Exercise description – Look through the data below. Collect every line where the word "components" occurs.

Data excerpt –
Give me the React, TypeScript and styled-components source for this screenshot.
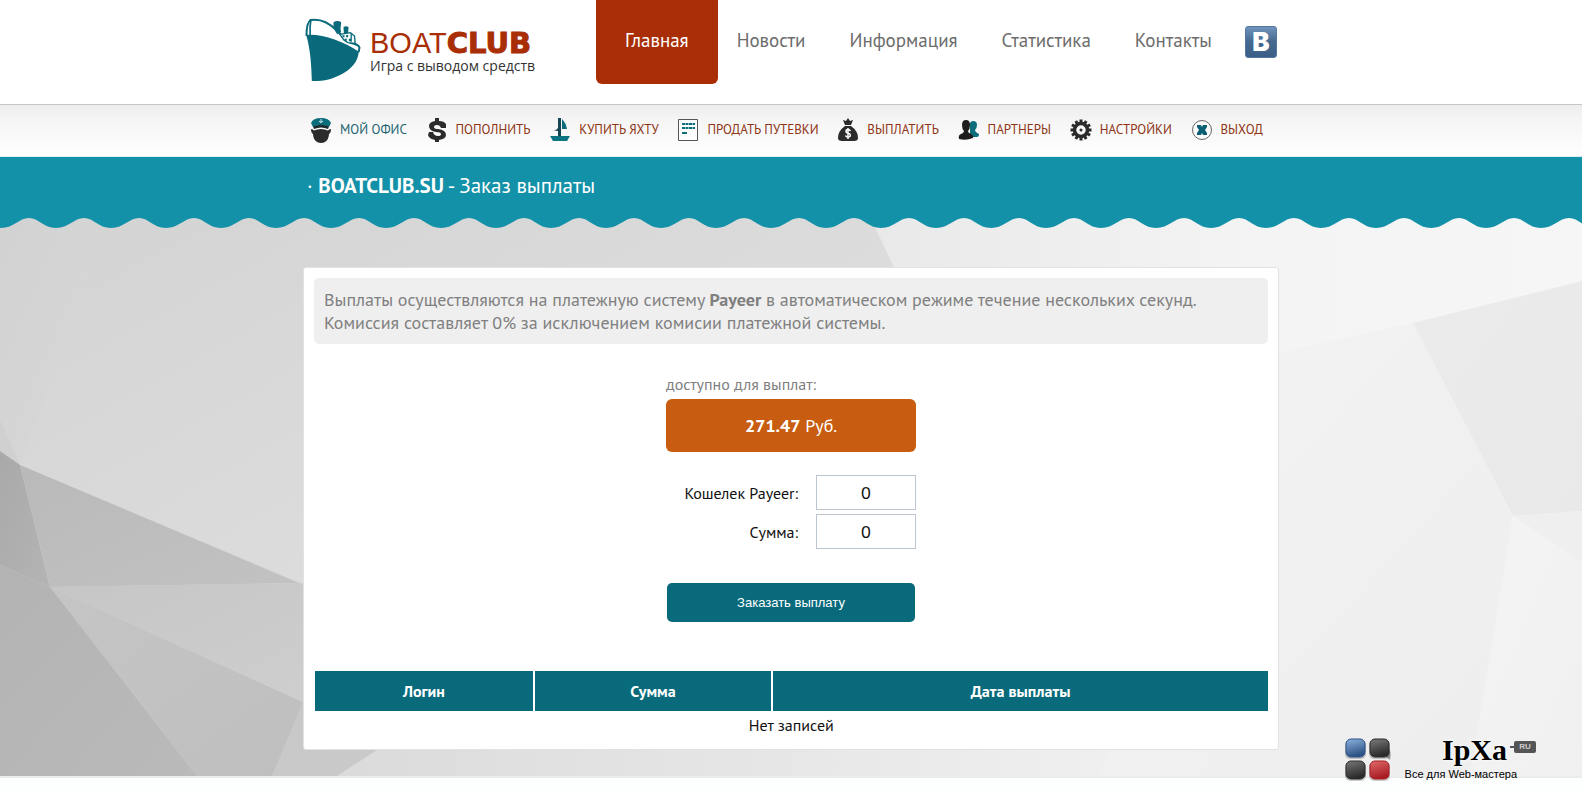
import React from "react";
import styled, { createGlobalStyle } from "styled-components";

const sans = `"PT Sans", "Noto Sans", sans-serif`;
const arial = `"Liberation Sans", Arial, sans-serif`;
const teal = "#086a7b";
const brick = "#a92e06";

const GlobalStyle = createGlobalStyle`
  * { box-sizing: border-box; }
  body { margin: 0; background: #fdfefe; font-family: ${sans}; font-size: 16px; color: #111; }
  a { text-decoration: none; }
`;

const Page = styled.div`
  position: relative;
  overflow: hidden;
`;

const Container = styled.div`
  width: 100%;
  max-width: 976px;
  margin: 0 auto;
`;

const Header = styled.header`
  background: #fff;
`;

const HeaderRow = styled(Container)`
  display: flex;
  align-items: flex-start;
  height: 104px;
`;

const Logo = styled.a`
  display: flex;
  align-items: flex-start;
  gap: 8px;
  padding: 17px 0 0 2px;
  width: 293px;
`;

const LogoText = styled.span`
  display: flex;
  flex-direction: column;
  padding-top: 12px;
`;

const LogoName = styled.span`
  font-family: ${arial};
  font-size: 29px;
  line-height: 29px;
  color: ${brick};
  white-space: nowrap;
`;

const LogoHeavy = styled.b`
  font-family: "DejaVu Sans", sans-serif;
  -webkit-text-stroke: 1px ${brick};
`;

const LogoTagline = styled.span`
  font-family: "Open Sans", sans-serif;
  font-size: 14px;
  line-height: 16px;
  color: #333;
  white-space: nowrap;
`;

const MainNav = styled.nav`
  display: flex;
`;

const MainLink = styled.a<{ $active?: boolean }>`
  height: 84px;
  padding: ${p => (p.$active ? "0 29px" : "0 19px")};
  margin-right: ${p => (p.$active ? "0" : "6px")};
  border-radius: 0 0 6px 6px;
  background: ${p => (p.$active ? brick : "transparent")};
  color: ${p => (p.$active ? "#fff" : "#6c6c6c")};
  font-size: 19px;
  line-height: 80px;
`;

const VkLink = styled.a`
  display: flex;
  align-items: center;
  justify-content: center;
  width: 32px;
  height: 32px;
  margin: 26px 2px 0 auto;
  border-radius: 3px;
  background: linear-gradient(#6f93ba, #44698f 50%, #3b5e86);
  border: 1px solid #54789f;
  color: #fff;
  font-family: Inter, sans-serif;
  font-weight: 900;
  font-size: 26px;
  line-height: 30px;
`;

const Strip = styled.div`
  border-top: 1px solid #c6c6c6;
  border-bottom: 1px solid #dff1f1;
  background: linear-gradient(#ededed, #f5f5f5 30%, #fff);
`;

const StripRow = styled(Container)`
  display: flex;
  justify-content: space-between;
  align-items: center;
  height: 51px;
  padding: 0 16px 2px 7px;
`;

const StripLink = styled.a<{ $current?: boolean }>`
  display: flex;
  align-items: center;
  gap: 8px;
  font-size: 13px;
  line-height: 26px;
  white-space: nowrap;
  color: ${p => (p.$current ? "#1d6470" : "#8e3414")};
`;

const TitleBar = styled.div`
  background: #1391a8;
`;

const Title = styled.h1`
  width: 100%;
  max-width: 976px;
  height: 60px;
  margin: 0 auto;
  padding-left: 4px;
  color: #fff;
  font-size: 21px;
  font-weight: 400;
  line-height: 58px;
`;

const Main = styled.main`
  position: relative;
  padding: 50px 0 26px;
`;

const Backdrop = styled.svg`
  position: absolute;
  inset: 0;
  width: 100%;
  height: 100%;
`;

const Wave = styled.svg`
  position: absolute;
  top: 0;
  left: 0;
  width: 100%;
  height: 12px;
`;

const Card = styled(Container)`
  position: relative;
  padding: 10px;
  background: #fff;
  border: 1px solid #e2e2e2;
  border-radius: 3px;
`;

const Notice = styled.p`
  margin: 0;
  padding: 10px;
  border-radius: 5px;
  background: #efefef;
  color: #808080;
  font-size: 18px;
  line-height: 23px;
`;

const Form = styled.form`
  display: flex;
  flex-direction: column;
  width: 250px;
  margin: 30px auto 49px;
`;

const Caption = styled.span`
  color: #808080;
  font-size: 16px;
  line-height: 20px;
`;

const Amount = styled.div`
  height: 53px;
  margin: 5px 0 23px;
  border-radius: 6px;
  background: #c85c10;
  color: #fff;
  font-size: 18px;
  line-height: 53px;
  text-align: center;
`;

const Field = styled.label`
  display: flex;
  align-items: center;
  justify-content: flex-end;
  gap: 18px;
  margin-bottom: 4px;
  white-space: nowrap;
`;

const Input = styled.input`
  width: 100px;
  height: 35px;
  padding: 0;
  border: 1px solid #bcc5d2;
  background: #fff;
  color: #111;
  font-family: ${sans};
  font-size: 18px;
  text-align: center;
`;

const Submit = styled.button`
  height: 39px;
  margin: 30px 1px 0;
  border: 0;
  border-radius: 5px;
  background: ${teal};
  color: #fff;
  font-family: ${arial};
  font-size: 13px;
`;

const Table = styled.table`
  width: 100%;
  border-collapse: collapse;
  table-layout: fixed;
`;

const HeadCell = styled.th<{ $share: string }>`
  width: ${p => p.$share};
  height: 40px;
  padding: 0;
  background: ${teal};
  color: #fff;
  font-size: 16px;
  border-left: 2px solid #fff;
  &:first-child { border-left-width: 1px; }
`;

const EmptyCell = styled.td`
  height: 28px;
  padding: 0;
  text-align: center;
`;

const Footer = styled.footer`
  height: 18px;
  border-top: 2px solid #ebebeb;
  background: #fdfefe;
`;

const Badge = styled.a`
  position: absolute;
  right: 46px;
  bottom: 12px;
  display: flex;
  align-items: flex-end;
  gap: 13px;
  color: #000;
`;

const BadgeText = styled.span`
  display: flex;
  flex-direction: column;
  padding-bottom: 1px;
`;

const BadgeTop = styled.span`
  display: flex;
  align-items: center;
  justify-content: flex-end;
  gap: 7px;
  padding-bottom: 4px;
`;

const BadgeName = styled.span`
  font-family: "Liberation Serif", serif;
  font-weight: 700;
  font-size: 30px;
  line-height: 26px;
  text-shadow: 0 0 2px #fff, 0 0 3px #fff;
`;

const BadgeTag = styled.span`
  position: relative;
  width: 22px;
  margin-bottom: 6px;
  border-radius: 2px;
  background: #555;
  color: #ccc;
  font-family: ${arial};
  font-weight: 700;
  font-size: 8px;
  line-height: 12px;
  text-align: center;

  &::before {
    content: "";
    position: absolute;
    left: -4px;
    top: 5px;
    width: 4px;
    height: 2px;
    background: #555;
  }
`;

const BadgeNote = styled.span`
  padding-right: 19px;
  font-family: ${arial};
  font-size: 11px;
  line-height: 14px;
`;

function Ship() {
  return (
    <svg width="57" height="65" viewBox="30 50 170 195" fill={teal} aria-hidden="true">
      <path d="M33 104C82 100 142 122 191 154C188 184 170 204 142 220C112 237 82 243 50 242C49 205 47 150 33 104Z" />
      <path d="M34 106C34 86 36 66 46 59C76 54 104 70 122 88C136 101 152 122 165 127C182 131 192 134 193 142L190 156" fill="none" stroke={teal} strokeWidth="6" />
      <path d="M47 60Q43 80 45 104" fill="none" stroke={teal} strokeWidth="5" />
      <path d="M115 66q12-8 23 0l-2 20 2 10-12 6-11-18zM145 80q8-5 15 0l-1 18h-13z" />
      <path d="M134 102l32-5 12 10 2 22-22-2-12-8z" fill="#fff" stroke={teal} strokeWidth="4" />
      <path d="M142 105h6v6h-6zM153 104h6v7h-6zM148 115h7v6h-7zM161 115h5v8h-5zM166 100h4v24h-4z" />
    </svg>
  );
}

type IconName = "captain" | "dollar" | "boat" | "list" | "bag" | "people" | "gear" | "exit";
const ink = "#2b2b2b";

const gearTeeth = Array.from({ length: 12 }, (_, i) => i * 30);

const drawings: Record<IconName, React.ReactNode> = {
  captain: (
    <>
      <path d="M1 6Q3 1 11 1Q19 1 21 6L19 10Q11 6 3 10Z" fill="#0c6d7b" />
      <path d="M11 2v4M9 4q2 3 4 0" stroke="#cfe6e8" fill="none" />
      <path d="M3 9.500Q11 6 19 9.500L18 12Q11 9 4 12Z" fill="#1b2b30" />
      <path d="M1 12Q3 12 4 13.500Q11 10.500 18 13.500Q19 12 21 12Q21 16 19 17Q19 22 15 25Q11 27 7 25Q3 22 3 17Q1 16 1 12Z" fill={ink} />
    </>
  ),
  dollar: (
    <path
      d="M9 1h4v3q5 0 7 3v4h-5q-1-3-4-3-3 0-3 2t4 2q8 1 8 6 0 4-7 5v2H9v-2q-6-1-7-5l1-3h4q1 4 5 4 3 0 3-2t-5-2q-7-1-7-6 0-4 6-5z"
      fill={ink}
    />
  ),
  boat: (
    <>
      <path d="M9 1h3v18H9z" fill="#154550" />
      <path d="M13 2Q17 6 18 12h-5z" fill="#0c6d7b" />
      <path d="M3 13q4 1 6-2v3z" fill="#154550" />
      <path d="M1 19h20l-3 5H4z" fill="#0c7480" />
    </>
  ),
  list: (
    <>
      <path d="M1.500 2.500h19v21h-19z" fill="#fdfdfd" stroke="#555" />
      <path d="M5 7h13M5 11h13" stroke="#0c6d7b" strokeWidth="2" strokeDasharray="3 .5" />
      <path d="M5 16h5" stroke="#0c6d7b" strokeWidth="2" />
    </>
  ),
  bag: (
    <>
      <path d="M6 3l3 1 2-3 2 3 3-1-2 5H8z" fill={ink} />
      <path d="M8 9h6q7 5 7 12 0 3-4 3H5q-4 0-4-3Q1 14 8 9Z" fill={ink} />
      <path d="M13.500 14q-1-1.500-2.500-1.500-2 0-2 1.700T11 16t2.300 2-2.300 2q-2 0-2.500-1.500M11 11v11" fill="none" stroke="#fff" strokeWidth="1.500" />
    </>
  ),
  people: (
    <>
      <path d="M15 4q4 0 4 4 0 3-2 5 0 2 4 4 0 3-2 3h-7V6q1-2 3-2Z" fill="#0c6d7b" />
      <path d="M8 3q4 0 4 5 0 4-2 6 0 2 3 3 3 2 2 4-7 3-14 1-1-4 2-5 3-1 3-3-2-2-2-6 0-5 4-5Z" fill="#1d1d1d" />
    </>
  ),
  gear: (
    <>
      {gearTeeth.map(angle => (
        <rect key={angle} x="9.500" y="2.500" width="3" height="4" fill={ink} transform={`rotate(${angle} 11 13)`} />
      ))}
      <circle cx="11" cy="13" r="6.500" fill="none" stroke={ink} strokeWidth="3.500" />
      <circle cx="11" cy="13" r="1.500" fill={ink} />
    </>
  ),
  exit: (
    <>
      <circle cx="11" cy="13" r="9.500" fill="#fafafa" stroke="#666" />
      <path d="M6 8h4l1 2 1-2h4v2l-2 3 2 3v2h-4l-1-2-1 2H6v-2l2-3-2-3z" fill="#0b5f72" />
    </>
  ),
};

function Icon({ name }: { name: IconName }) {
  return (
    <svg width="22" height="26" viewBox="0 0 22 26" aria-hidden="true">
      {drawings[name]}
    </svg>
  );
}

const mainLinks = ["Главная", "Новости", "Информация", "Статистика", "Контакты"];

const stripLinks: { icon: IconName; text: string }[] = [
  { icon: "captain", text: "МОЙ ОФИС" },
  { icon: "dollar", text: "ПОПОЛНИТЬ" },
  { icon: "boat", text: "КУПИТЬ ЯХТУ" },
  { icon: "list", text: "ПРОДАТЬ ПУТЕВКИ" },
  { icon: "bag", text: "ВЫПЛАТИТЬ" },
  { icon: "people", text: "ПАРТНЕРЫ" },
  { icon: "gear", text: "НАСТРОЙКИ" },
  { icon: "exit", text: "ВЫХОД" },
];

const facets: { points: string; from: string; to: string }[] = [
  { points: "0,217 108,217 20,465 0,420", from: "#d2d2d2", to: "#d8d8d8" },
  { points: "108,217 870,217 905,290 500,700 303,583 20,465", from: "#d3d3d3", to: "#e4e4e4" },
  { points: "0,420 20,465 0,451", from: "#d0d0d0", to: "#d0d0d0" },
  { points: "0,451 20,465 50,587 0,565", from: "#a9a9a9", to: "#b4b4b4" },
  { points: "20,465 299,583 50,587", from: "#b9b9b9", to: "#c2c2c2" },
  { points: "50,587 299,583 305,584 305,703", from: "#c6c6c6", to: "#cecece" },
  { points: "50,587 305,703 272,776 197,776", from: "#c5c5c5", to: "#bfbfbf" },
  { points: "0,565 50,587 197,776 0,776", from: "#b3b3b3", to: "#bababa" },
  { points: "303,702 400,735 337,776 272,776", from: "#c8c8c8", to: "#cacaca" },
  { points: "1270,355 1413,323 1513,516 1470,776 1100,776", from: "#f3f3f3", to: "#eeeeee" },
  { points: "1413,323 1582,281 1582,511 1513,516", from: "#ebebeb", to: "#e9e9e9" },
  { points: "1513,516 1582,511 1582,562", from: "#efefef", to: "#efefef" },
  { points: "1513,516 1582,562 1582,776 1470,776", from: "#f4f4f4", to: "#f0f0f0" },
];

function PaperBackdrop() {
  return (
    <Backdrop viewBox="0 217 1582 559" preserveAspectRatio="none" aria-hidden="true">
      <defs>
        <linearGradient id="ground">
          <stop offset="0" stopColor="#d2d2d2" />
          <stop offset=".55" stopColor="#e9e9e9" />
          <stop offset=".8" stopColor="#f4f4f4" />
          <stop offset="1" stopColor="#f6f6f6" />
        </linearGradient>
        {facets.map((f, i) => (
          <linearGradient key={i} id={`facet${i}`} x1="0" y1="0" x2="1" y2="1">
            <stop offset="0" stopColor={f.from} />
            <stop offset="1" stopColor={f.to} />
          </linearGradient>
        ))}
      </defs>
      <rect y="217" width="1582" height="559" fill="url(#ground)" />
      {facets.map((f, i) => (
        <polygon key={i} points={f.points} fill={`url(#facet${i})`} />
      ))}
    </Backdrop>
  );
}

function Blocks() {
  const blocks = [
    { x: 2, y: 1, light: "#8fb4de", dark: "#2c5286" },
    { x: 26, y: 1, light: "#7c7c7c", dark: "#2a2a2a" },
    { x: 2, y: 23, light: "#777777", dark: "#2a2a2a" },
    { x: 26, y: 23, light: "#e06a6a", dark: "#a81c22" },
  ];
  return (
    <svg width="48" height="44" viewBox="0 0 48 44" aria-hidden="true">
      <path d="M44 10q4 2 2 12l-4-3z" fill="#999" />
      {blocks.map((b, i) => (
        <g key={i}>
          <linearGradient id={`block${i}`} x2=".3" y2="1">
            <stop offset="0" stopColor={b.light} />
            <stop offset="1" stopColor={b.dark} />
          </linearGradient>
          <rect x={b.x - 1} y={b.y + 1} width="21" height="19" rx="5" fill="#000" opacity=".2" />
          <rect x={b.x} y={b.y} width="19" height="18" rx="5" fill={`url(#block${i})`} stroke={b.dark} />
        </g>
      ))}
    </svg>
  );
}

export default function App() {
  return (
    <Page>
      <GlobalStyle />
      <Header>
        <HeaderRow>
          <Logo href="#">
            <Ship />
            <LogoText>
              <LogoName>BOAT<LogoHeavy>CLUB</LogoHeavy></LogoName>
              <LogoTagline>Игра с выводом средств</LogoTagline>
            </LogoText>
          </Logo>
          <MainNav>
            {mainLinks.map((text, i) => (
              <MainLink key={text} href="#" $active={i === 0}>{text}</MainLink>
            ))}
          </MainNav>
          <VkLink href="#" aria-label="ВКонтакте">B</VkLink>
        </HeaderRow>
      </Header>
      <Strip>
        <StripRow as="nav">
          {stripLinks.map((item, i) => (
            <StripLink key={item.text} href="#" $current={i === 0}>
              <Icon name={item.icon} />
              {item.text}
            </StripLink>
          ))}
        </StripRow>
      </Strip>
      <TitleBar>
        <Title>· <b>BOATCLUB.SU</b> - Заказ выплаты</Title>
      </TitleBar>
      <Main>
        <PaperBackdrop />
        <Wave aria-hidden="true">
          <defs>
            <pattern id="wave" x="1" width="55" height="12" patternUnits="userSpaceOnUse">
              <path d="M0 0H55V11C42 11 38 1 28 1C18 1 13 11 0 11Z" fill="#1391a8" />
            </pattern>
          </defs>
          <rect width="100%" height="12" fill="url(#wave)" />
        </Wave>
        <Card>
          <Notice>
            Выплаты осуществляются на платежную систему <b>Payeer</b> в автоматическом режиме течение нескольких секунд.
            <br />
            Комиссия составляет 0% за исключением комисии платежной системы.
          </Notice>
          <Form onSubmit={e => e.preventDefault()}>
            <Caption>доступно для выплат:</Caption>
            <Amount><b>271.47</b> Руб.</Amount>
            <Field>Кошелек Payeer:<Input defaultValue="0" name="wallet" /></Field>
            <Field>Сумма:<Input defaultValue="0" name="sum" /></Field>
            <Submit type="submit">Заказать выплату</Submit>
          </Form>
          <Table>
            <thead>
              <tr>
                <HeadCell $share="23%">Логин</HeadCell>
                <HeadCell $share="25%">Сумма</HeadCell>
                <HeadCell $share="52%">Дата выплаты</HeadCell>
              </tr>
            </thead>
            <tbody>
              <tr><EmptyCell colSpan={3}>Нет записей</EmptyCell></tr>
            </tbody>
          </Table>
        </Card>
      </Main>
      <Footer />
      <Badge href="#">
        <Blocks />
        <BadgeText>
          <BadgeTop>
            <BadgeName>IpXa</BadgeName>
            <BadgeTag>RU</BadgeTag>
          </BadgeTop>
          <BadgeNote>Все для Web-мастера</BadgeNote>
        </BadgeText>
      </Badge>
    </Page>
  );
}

Exercise output –
Give me the React, TypeScript and styled-components source for this screenshot.
import styled, { createGlobalStyle } from "styled-components";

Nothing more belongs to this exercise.